First let me say a word about the economy and its role in the election. Life, as Jimmy Carter, in his one true observation, said, is unfair. [My generosity towards Jimmy Carter got the best of me. It turns out that this observation was made by JFK. Thanks to those readers who pointed out the error.] It is certainly unfair that either George W. Bush or John McCain should be blamed for the frightening economic implosion we see around us. While there is plenty of blame to pass around, the primary, if inadvertent, architects of the current economic mess are the Democrats. Bill Clinton memorably reminded us that “It’s the economy, stupid.” Quite right. And that is one powerful reason to vote against the party that is chiefly responsible for the economic panic coming to a voting district near you. Did the Democrats intend to cause a financial crisis? Of course not. They intended to pursue their “progressive” program of redistributing wealth, helping the poor, and shackling the competitive energies of American capitalism. Their mantra for this program was “affordable housing.” The result was a gigantic housing bubble, which has just burst with all the painful consequences of burst economic bubbles. Why should Obama benefit from an event that his party orchestrated and that Bush administration and John McCain repeatedly warned about? That’s life. It’s part of the unfair alchemy of incumbency that the party in power is blamed for bad things that happen on its watch. Thems the breaks.

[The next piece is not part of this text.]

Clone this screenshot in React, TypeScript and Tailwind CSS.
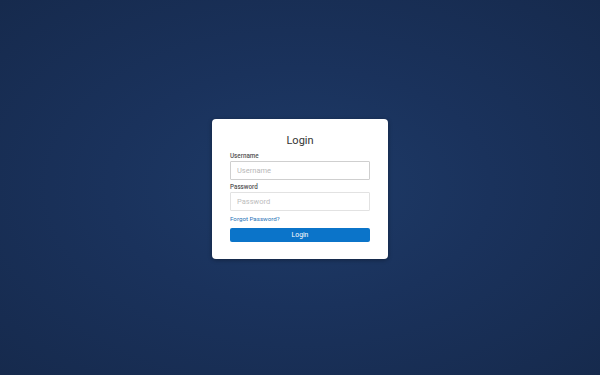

McCain has been hurt by the credit crisis and resultant financial panic. I know that. But I also believe that most Americans have a visceral attachment and devotion to their country. They are proud to be Americans, and they are proud of America. John McCain and Sarah Palin are their spokesmen.
Not all Americans share this affection for their country, of course. Go to virtually any university and you will find a large contingent of anti-American sentiment. And you’ll find the same thing among some of Obama’s closest associates and allies. Let me pause for a moment to underline the distinction. As Thomas Sowell pointed out a day or two ago, associations and alliances describe very different sorts of relationships:
Allies are not just people who happen to be where you are or who happen to be doing the same things you do. You choose allies deliberately for a reason. The kind of allies you choose says something about you.
Jeremiah Wright, Father Michael Pfleger, William Ayers and Antoin Rezko are not just people who happened to be at the same place at the same time as Barack Obama. They are people with whom he chose to ally himself for years, and with some of whom some serious money changed hands.
Some gave political support, and some gave financial support, to Obama’s election campaigns, and Obama in turn contributed either his own money or the taxpayers’ money to some of them. That is a familiar political alliance–but an alliance is not just an “association” from being at the same place at the same time.
Obama could have allied himself with all sorts of other people. But, time and again, he allied himself with people who openly expressed their hatred of America. No amount of flags on his campaign platforms this election year can change that.
Let’s emphasize a key point: “Obama could have allied himself with all sorts of other people. But, time and again, he allied himself with people who openly expressed their hatred of America.”
That hatred, in more or less muted form, at the center of Obama’s appeal among leftists and Europeans. In their eyes, America is fundamentally an illegitimate enterprise in desperate need of redemption. Obama–the Harvard education, metrosexual, left-wing sophisticate–is just the chap to perform the exorcism. America as it is is deeply flawed; Obama will recast the country according to a vision acceptable to socialists in Europe and America.
The contrast between Obama, on the one side, and McCain and Palin on the other, could hardly be starker. One loves America for what it might be when suitably purged of greed, racism, inequality, sexism, indifference to the environment, etc., etc. The other loves America for what it is: in Abraham Lincoln’s words: the last best hope of mankind.
Writing today in The Wall Street Journal, Dorothy Rabinowitz dilated eloquently on this difference: Obama, she writes,
is the leading exponent of the idea that our lost nation requires rehabilitation in the eyes of the world — and it is the most telling difference between him and Mr. McCain. When asked, in one of the earliest debates of the primary, his first priority should he become president, his answer was clear. He would go abroad immediately to make amends, and assure allies and others in the world America had alienated, that we were prepared to do all necessary to gain back their respect.
It is impossible to imagine those words coming from Mr. McCain. Mr. Obama has uttered them repeatedly one way or another and no wonder. They are in his bones, this impossible-to-conceal belief that we’ve lost face among the nations of the world — presumably our moral superiors. He is here to reform the fallen America and make us worthy again of respect. It is not in him, this thoughtful, civilized academic, to grasp the identification with country that Mr. McCain has in his bones — his knowledge that we are far from perfect, but not ready, never ready, to take up the vision of us advanced by our enemies. That identification, the understanding of its importance and of the dangers in its absence — is the magnet that has above all else drawn voters to Mr. McCain. . . .
These sharp differences between the candidates as to who we are as a nation may not seem, now, as potent an issue for voters as the economy, but they should not be underestimated. This clash — not the ones on abortion or gay marriage — are the root of the real culture war to play out in November.
I think Ms. Rabinowitz is right. Whatever else it is, this election is a referendum on two very different visions of America. Obama’s vision is of country crippled by sin; McCain and Palin’s vision is of a country fired by high ideals and expansive opportunity.
“You’re beautiful, I love you, now change.” That is Team Obama’s message. “You’re beautiful, I love you as you are”: that is the message of McCain and Sarah Palin. It’s the difference between the utopian–who finds himself disgusted with every real-world polity, and who finds himself willing, indeed, eager, to sacrifice real people for the sake of the ideal ones he wishes to create–and the simple patriot who says Yes to the family, community, and country in which he finds himself.
Most Americans, I believe, love their country for what it is–not what it could become if suitably socialized, taxed, neutered, and otherwise recast. If McCain-Palin can effectively articulate that message, they will win.